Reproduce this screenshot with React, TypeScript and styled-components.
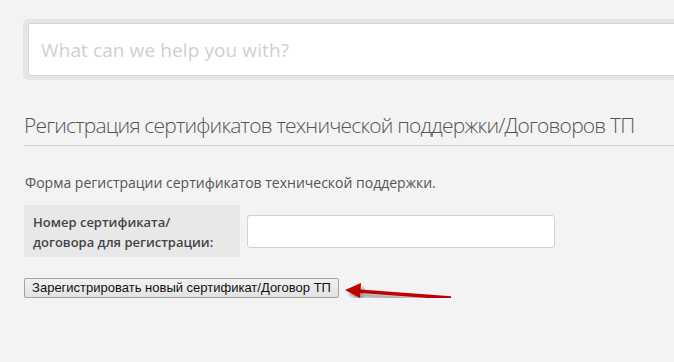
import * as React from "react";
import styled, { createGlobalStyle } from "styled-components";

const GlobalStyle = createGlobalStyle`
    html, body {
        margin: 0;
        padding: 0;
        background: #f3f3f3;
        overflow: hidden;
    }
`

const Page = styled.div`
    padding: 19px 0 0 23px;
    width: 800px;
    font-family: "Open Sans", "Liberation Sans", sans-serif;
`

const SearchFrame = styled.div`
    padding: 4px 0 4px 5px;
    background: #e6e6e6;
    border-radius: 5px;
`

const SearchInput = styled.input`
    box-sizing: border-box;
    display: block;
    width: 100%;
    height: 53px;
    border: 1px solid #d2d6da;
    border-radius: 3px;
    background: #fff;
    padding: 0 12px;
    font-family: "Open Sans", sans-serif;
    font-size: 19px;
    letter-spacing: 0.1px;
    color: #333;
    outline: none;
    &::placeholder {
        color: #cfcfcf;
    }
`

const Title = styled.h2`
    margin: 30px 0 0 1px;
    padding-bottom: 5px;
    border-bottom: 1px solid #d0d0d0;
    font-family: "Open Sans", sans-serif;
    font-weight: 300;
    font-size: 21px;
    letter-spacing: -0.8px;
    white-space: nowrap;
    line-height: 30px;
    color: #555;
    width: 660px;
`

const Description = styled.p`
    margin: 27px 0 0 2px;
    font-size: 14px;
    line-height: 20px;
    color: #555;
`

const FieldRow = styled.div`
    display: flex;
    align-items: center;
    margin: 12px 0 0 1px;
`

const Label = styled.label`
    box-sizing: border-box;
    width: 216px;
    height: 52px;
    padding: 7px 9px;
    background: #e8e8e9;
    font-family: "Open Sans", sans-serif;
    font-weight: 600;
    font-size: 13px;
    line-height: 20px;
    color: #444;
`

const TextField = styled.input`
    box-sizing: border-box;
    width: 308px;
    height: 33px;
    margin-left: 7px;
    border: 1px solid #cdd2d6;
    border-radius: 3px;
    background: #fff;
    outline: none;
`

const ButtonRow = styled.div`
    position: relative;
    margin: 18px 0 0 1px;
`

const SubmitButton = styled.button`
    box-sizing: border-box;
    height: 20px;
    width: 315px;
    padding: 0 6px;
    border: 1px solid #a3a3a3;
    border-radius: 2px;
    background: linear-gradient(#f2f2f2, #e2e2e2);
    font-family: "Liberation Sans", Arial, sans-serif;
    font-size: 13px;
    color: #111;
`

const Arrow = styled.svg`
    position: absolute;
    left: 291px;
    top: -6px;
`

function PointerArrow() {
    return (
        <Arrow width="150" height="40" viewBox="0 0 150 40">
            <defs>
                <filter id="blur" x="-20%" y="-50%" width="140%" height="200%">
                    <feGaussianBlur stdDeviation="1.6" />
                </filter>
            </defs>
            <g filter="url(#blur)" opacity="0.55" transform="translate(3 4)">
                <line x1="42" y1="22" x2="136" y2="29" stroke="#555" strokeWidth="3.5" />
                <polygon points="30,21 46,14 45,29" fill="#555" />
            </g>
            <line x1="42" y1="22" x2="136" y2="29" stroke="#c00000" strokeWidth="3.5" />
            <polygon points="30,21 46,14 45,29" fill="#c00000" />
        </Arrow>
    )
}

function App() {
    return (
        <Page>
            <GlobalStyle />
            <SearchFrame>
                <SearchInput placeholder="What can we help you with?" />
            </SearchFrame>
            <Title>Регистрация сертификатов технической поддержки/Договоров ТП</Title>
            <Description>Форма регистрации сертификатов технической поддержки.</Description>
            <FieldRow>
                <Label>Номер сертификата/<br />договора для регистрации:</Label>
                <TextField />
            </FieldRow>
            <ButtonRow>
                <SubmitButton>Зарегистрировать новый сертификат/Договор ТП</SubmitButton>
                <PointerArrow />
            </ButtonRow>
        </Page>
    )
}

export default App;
---
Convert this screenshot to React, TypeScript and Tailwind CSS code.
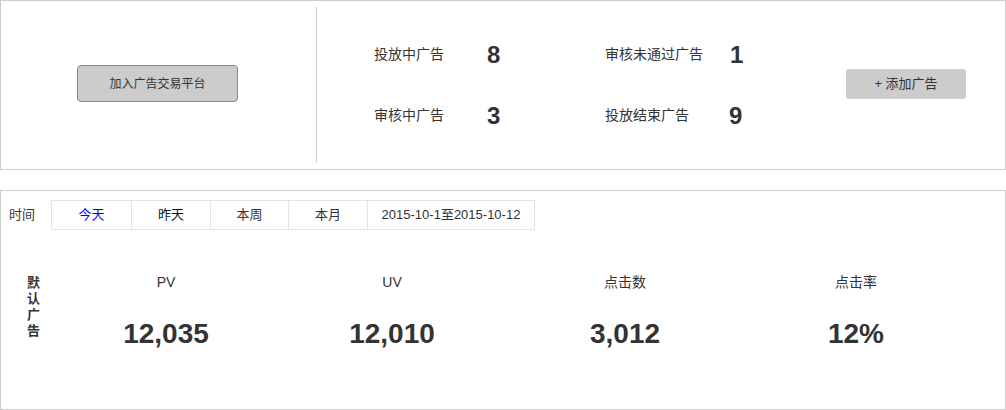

▶ [WHAT THE TASK REQUIRES]
Select every line in the records above that contains the word "with".

▶ [RESPONSE TO THE EXERCISE]
Reproduce this screenshot with React, TypeScript and styled-components.
                <SearchInput placeholder="What can we help you with?" />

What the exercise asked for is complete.